Goal
Quote the listing below in its entirety, omitting every image.

Provided material
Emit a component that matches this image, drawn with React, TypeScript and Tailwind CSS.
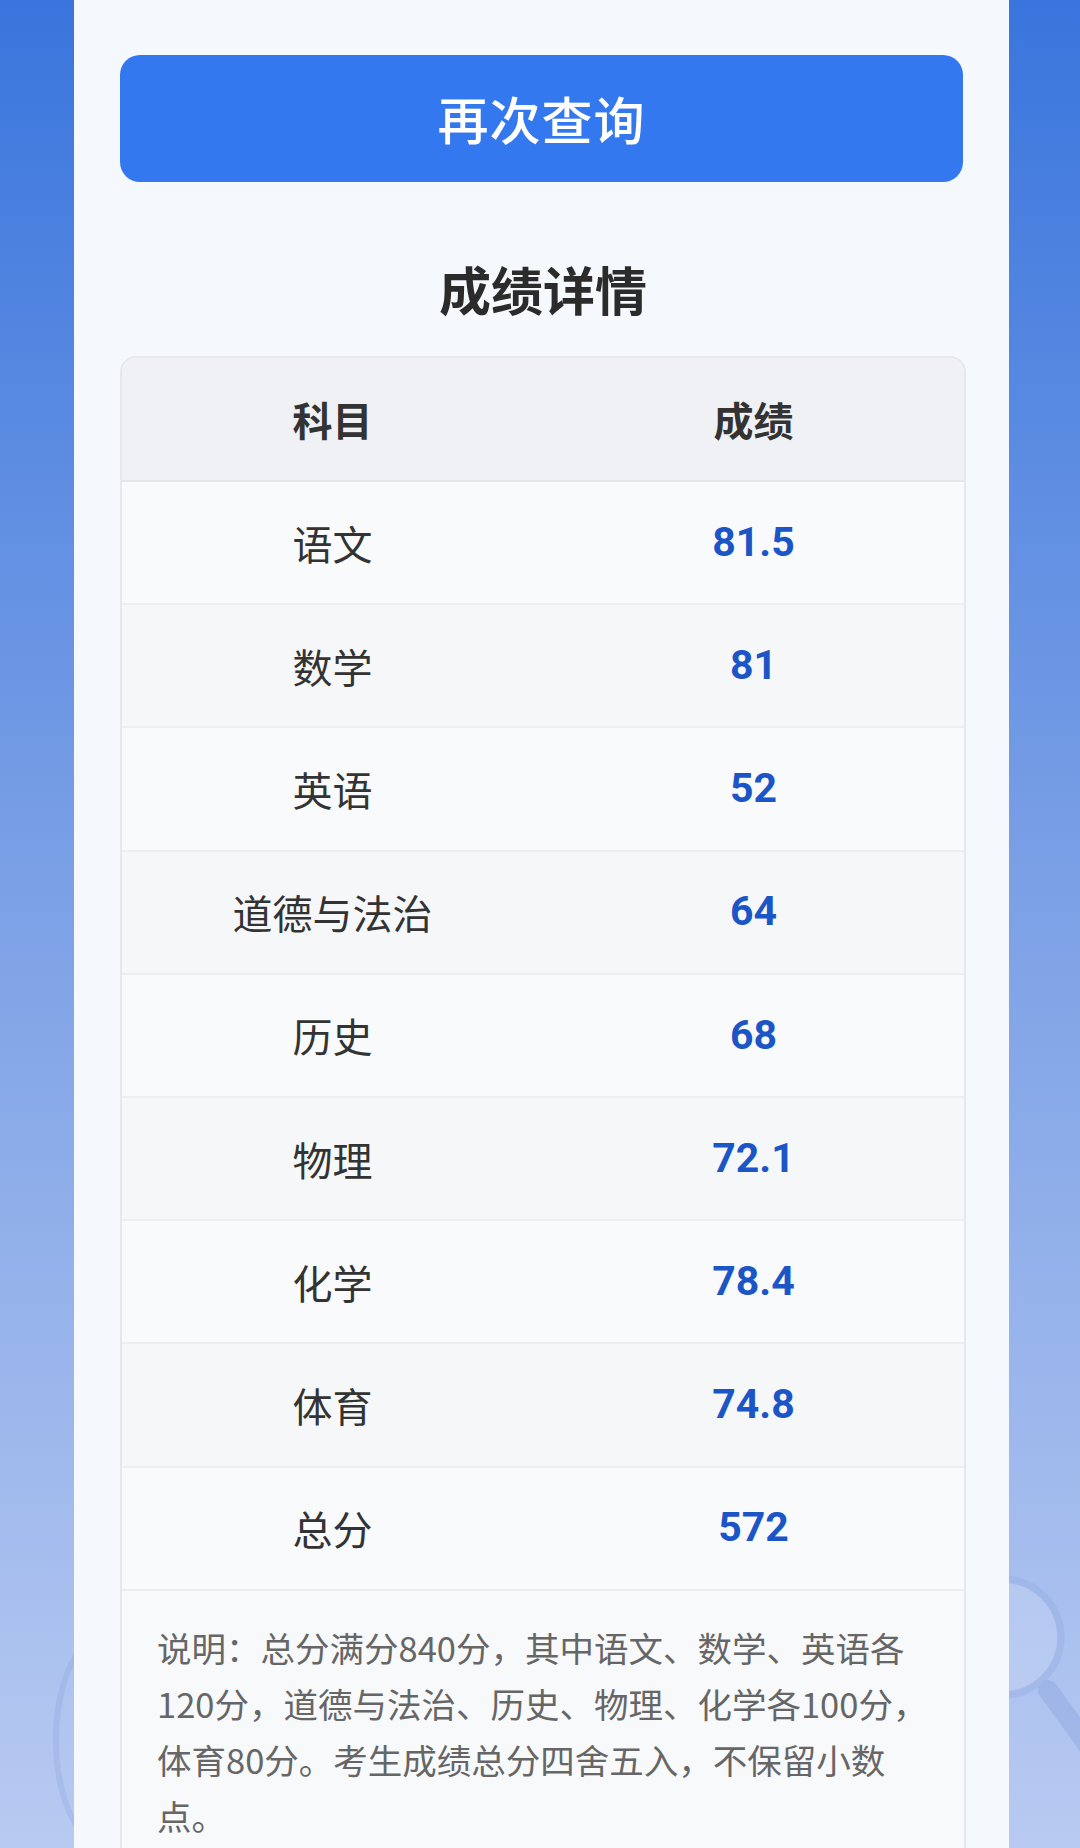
import React from "react";

type Score = { subject: string; score: string };

const scores: Score[] = [
  { subject: "语文", score: "81.5" },
  { subject: "数学", score: "81" },
  { subject: "英语", score: "52" },
  { subject: "道德与法治", score: "64" },
  { subject: "历史", score: "68" },
  { subject: "物理", score: "72.1" },
  { subject: "化学", score: "78.4" },
  { subject: "体育", score: "74.8" },
  { subject: "总分", score: "572" },
];

const App = () => {
  return (
    <div className="relative h-[1848px] w-[1080px] overflow-hidden bg-linear-to-b from-[#3975dd] via-[#7ea2e6] to-[#b8caf1] font-['Noto_Sans_CJK_SC','Noto_Sans',sans-serif]">
      {/* faint magnifier behind the card */}
      <svg
        className="absolute left-[930px] top-[1560px] opacity-30"
        width="150"
        height="220"
        viewBox="0 0 150 220"
        fill="none"
      >
        <circle cx="73" cy="77" r="58" stroke="#8ea5de" strokeWidth="7" />
        <circle cx="73" cy="77" r="54" fill="#d6e0f7" />
        <path d="M118 130 L165 195" stroke="#7f98d9" strokeWidth="20" strokeLinecap="round" />
      </svg>
      <svg
        className="absolute left-[40px] top-[1640px] opacity-30"
        width="60"
        height="200"
        viewBox="0 0 60 200"
        fill="none"
      >
        <path d="M40 10 C8 50 8 150 40 190" stroke="#8ea5de" strokeWidth="6" />
      </svg>

      <div className="relative ml-[74px] h-full w-[935px] bg-[#f5f8fc] pl-[46px] pr-[43px] pt-[55px]">
        <button className="flex h-[127px] w-[843px] items-center justify-center rounded-[20px] bg-[#3478ef] text-[51px] font-medium tracking-[1px] text-white">
          再次查询
        </button>

        <h2 className="mb-[32px] mt-[72px] text-center text-[52px] font-bold leading-[70px] text-[#2b2b2b]">
          成绩详情
        </h2>

        <div className="w-[846px] overflow-hidden rounded-t-[16px] border-2 border-[#e6e8ec]">
          <div className="grid h-[124px] grid-cols-2 items-center border-b-2 border-[#e3e6ea] bg-[#eff1f4] text-[40px] font-bold text-[#333333]">
            <div className="text-center">科目</div>
            <div className="text-center">成绩</div>
          </div>

          {scores.map((row, i) => (
            <div
              key={row.subject}
              className={
                i % 2 === 0
                  ? "grid h-[123.2px] grid-cols-2 items-center border-b-2 border-[#eceef1] bg-[#f8fafc]"
                  : "grid h-[123.2px] grid-cols-2 items-center border-b-2 border-[#eceef1] bg-[#f6f7f9]"
              }
            >
              <div className="text-center text-[40px] text-[#333333]">{row.subject}</div>
              <div className="text-center font-['Roboto','Noto_Sans_CJK_SC',sans-serif] text-[41px] font-bold text-[#1c56c6]">
                {row.score}
              </div>
            </div>
          ))}

          <div className="whitespace-nowrap bg-[#f8f9fb] pb-[40px] pl-[35px] pr-[10px] pt-[28px] text-[34.5px] leading-[56px] text-[#666666]">
            说明：总分满分840分，其中语文、数学、英语各
            <br />
            120分，道德与法治、历史、物理、化学各100分，
            <br />
            体育80分。考生成绩总分四舍五入，不保留小数
            <br />
            点。
          </div>
        </div>
      </div>
    </div>
  );
};

export default App;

Result of the task
Emit a component that matches this image, drawn with React, TypeScript and Tailwind CSS.
import React from "react";

type Score = { subject: string; score: string };

const scores: Score[] = [
  { subject: "语文", score: "81.5" },
  { subject: "数学", score: "81" },
  { subject: "英语", score: "52" },
  { subject: "道德与法治", score: "64" },
  { subject: "历史", score: "68" },
  { subject: "物理", score: "72.1" },
  { subject: "化学", score: "78.4" },
  { subject: "体育", score: "74.8" },
  { subject: "总分", score: "572" },
];

const App = () => {
  return (
    <div className="relative h-[1848px] w-[1080px] overflow-hidden bg-linear-to-b from-[#3975dd] via-[#7ea2e6] to-[#b8caf1] font-['Noto_Sans_CJK_SC','Noto_Sans',sans-serif]">
      {/* faint magnifier behind the card */}
      <svg
        className="absolute left-[930px] top-[1560px] opacity-30"
        width="150"
        height="220"
        viewBox="0 0 150 220"
        fill="none"
      >
        <circle cx="73" cy="77" r="58" stroke="#8ea5de" strokeWidth="7" />
        <circle cx="73" cy="77" r="54" fill="#d6e0f7" />
        <path d="M118 130 L165 195" stroke="#7f98d9" strokeWidth="20" strokeLinecap="round" />
      </svg>
      <svg
        className="absolute left-[40px] top-[1640px] opacity-30"
        width="60"
        height="200"
        viewBox="0 0 60 200"
        fill="none"
      >
        <path d="M40 10 C8 50 8 150 40 190" stroke="#8ea5de" strokeWidth="6" />
      </svg>

      <div className="relative ml-[74px] h-full w-[935px] bg-[#f5f8fc] pl-[46px] pr-[43px] pt-[55px]">
        <button className="flex h-[127px] w-[843px] items-center justify-center rounded-[20px] bg-[#3478ef] text-[51px] font-medium tracking-[1px] text-white">
          再次查询
        </button>

        <h2 className="mb-[32px] mt-[72px] text-center text-[52px] font-bold leading-[70px] text-[#2b2b2b]">
          成绩详情
        </h2>

        <div className="w-[846px] overflow-hidden rounded-t-[16px] border-2 border-[#e6e8ec]">
          <div className="grid h-[124px] grid-cols-2 items-center border-b-2 border-[#e3e6ea] bg-[#eff1f4] text-[40px] font-bold text-[#333333]">
            <div className="text-center">科目</div>
            <div className="text-center">成绩</div>
          </div>

          {scores.map((row, i) => (
            <div
              key={row.subject}
              className={
                i % 2 === 0
                  ? "grid h-[123.2px] grid-cols-2 items-center border-b-2 border-[#eceef1] bg-[#f8fafc]"
                  : "grid h-[123.2px] grid-cols-2 items-center border-b-2 border-[#eceef1] bg-[#f6f7f9]"
              }
            >
              <div className="text-center text-[40px] text-[#333333]">{row.subject}</div>
              <div className="text-center font-['Roboto','Noto_Sans_CJK_SC',sans-serif] text-[41px] font-bold text-[#1c56c6]">
                {row.score}
              </div>
            </div>
          ))}

          <div className="whitespace-nowrap bg-[#f8f9fb] pb-[40px] pl-[35px] pr-[10px] pt-[28px] text-[34.5px] leading-[56px] text-[#666666]">
            说明：总分满分840分，其中语文、数学、英语各
            <br />
            120分，道德与法治、历史、物理、化学各100分，
            <br />
            体育80分。考生成绩总分四舍五入，不保留小数
            <br />
            点。
          </div>
        </div>
      </div>
    </div>
  );
};

export default App;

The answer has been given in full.